*Request*:
Locate every line in the records below that contains the word "index", and copy each one.

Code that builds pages
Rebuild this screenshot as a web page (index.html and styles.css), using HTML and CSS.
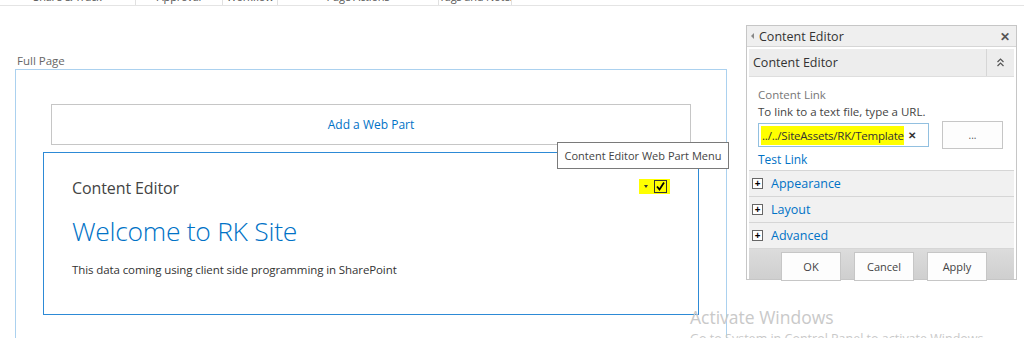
FILE: index.html
```html
<!DOCTYPE html>
<html>
  <head>
    <title>Content Editor</title>
    <meta charset="utf-8" />
    <link rel="stylesheet" href="styles.css">
  </head>
  <body>
    <div class="ribbon">
      <div class="tab tab-share"><span>Share &amp; Track</span></div>
      <div class="tab tab-approval"><span>Approval</span></div>
      <div class="tab tab-workflow"><span>Workflow</span></div>
      <div class="tab tab-actions"><span>Page Actions</span></div>
      <div class="tab tab-tags"><span>Tags and Notes</span></div>
    </div>

    <div class="page">
      <div class="main">
        <div class="zone-title">Full Page</div>
        <div class="zone">
          <div class="add-part">Add a Web Part</div>
          <div class="webpart">
            <div class="wp-head">
              <span class="wp-title">Content Editor</span>
              <span class="wp-menu">
                <span class="wp-arrow"></span>
                <span class="wp-check">
                  <svg width="11" height="11" viewBox="0 0 11 11">
                    <path d="M2 5.5 L4.5 8.5 L9 1.5" fill="none" stroke="#000" stroke-width="1.8" />
                  </svg>
                </span>
              </span>
            </div>
            <h1 class="wp-heading">Welcome to RK Site</h1>
            <p class="wp-text">This data coming using client side programming in SharePoint</p>
          </div>
        </div>
        <div class="tooltip">Content Editor Web Part Menu</div>
      </div>

      <div class="toolpane">
        <div class="pane-head">
          <span class="pane-back"></span>
          <span class="pane-title">Content Editor</span>
          <span class="pane-close">&#x2715;</span>
        </div>
        <div class="section-head">
          <span class="section-title">Content Editor</span>
          <span class="section-toggle">
            <svg width="9" height="9" viewBox="0 0 9 9">
              <path d="M1.5 4 L4.5 1 L7.5 4 M1.5 8 L4.5 5 L7.5 8" fill="none" stroke="#555" stroke-width="1.2" />
            </svg>
          </span>
        </div>
        <div class="pane-body">
          <div class="field-label">Content Link</div>
          <div class="field-hint">To link to a text file, type a URL.</div>
          <div class="field-row">
            <div class="url-input">
              <span class="url-text">../../SiteAssets/RK/Template</span>
              <span class="url-clear">&#x2715;</span>
            </div>
            <button class="browse">...</button>
          </div>
          <a class="test-link">Test Link</a>
        </div>
        <div class="group"><span class="plus">+</span><span class="group-name">Appearance</span></div>
        <div class="group"><span class="plus">+</span><span class="group-name">Layout</span></div>
        <div class="group"><span class="plus">+</span><span class="group-name">Advanced</span></div>
        <div class="pane-foot">
          <button class="btn">OK</button>
          <button class="btn">Cancel</button>
          <button class="btn">Apply</button>
        </div>
      </div>
    </div>

    <div class="watermark">
      <div class="wm-big">Activate Windows</div>
      <div class="wm-small">Go to System in Control Panel to activate Windows.</div>
    </div>
  </body>
</html>
```

FILE: styles.css
```css
body {
	font-family: "Open Sans", "Liberation Sans", sans-serif;
	margin: 0;
	padding: 0;
	color: #444;
	background: #fff;
	height: 338px;
	overflow: hidden;
	position: relative;
}

/* Ribbon */

.ribbon {
	display: flex;
	height: 5px;
	border-bottom: 1px solid #e4e4e4;
	overflow: hidden;
}

.tab {
	height: 5px;
	border-right: 1px solid #e1e1e1;
	text-align: center;
	font-size: 11px;
	letter-spacing: -0.2px;
	color: #555;
	line-height: 14px;
	white-space: nowrap;
	overflow: hidden;
}

.tab span {
	display: block;
	margin-top: -10px;
}

.tab-share { width: 135px; }
.tab-approval { width: 86px; }
.tab-workflow { width: 54px; }
.tab-actions { width: 160px; }
.tab-tags { width: 72px; }

/* Page */

.page {
	display: flex;
	align-items: flex-start;
}

.main {
	position: relative;
	width: 712px;
	padding-left: 15px;
}

.zone-title {
	margin: 47px 0 0 2px;
	font-size: 11.5px;
	line-height: 16px;
	color: #666;
}

.zone {
	margin-top: 0;
	height: 280px;
	border: 1px solid #abd1ef;
	border-bottom: none;
	padding-top: 34px;
	box-sizing: border-box;
}

.add-part {
	margin-left: 35px;
	width: 638px;
	height: 39px;
	border: 1px solid #c6c6c6;
	color: #0072c6;
	font-size: 12px;
	line-height: 39px;
	text-align: center;
}

.webpart {
	margin: 7px 0 0 27px;
	width: 656px;
	height: 163px;
	border: 1px solid #2d8ad6;
	padding: 24px 28px 0 28px;
	box-sizing: border-box;
}

.wp-head {
	display: flex;
	justify-content: space-between;
	align-items: center;
}

.wp-title {
	font-size: 16px;
	color: #444;
	letter-spacing: -0.1px;
}

.wp-menu {
	display: flex;
	align-items: center;
	gap: 6px;
	background: #ffff00;
	padding: 1px 3px 1px 5px;
	margin-right: 0;
	margin-top: -4px;
}

.wp-arrow {
	width: 0;
	height: 0;
	border-left: 2.5px solid transparent;
	border-right: 2.5px solid transparent;
	border-top: 3px solid #333;
}

.wp-check {
	display: flex;
	width: 11px;
	height: 11px;
	border: 1px solid #333;
}

.wp-heading {
	margin: 15px 0 0 0;
	font-size: 26.5px;
	font-weight: 300;
	color: #0072c6;
	line-height: 34px;
	letter-spacing: -0.3px;
}

.wp-text {
	margin: 14px 0 0 0;
	font-size: 11.5px;
	color: #333;
	letter-spacing: -0.1px;
}

.tooltip {
	position: absolute;
	left: 557px;
	top: 136px;
	width: 170px;
	height: 25px;
	border: 1px solid #7a7a7a;
	background: #fff;
	font-size: 11px;
	line-height: 25px;
	text-align: center;
	color: #444;
}

/* Tool pane */

.toolpane {
	margin: 19px 0 0 19px;
	width: 269px;
	border: 1px solid #c6c6c6;
	font-size: 12px;
}

.pane-head {
	display: flex;
	align-items: center;
	height: 20px;
	background: #efefef;
	padding: 0 6px 0 4px;
	border-bottom: 1px solid #d6d6d6;
}

.pane-back {
	width: 0;
	height: 0;
	border-top: 3.5px solid transparent;
	border-bottom: 3.5px solid transparent;
	border-right: 3.5px solid #888;
	margin-right: 5px;
}

.pane-title {
	flex: 1;
	font-size: 12.5px;
	color: #333;
}

.pane-close {
	font-size: 12px;
	font-weight: bold;
	color: #555;
}

.section-head {
	display: flex;
	margin: 2px 2px 0 2px;
	height: 27px;
	background: #ededed;
	border-bottom: 1px solid #dedede;
}

.section-title {
	flex: 1;
	padding-left: 4px;
	line-height: 27px;
	font-size: 12.5px;
	color: #333;
}

.section-toggle {
	width: 27px;
	border-left: 1px solid #d6d6d6;
	display: flex;
	align-items: center;
	justify-content: center;
}

.pane-body {
	padding: 9px 0 1px 9px;
	border-bottom: 1px solid #d6d6d6;
	margin: 0 2px;
}

.field-label {
	color: #777;
	font-size: 11.5px;
	line-height: 17px;
}

.field-hint {
	color: #444;
	font-size: 11.5px;
	line-height: 17px;
}

.field-row {
	display: flex;
	align-items: center;
	margin-top: 1px;
}

.url-input {
	display: flex;
	align-items: center;
	width: 171px;
	height: 24px;
	border: 1px solid #92c0e0;
	padding-left: 2px;
	box-sizing: border-box;
}

.url-text {
	background: #ffff00;
	font-size: 11.5px;
	letter-spacing: -0.2px;
	line-height: 19px;
	padding-left: 1px;
	color: #333;
}

.url-clear {
	margin-left: 4px;
	font-size: 10px;
	font-weight: bold;
	color: #333;
}

.browse {
	margin-left: 13px;
	width: 61px;
	height: 28px;
	border: 1px solid #c6c6c6;
	background: #fdfdfd;
	font: 10px "Open Sans", sans-serif;
	color: #555;
	padding: 0;
}

.test-link {
	display: block;
	margin-top: 2px;
	color: #0072c6;
	font-size: 12px;
	line-height: 18px;
}

.group {
	display: flex;
	align-items: center;
	height: 25px;
	margin: 0 2px;
	background: #f1f1f1;
	border-bottom: 1px solid #d6d6d6;
	padding-left: 3px;
}

.plus {
	width: 9px;
	height: 9px;
	border: 1px solid #666;
	background: #fff;
	font-size: 10px;
	line-height: 8px;
	text-align: center;
	font-weight: bold;
	color: #000;
	margin-right: 8px;
}

.group-name {
	color: #0072c6;
	font-size: 12.5px;
}

.pane-foot {
	display: flex;
	gap: 13px;
	padding: 3px 0 0 32px;
	height: 27px;
	background: linear-gradient(#dcdcdc, #cfcfcf);
	margin: 0 2px;
}

.btn {
	width: 60px;
	height: 29px;
	border: 1px solid #c6c6c6;
	background: #fdfdfd;
	font: 11px "Open Sans", sans-serif;
	color: #444;
	padding: 0;
}

/* Watermark */

.watermark {
	position: absolute;
	left: 690px;
	top: 304px;
	color: #c9c9c9;
}

.wm-big {
	font-size: 17.5px;
	line-height: 26px;
}

.wm-small {
	font-size: 12.5px;
	line-height: 18px;
}
```
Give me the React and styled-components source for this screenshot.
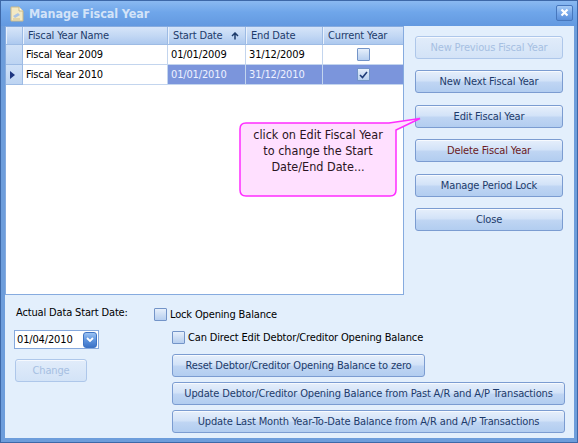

*The solution*:
Rebuild this screenshot as a web page (index.html and styles.css), using HTML and CSS.
FILE: index.html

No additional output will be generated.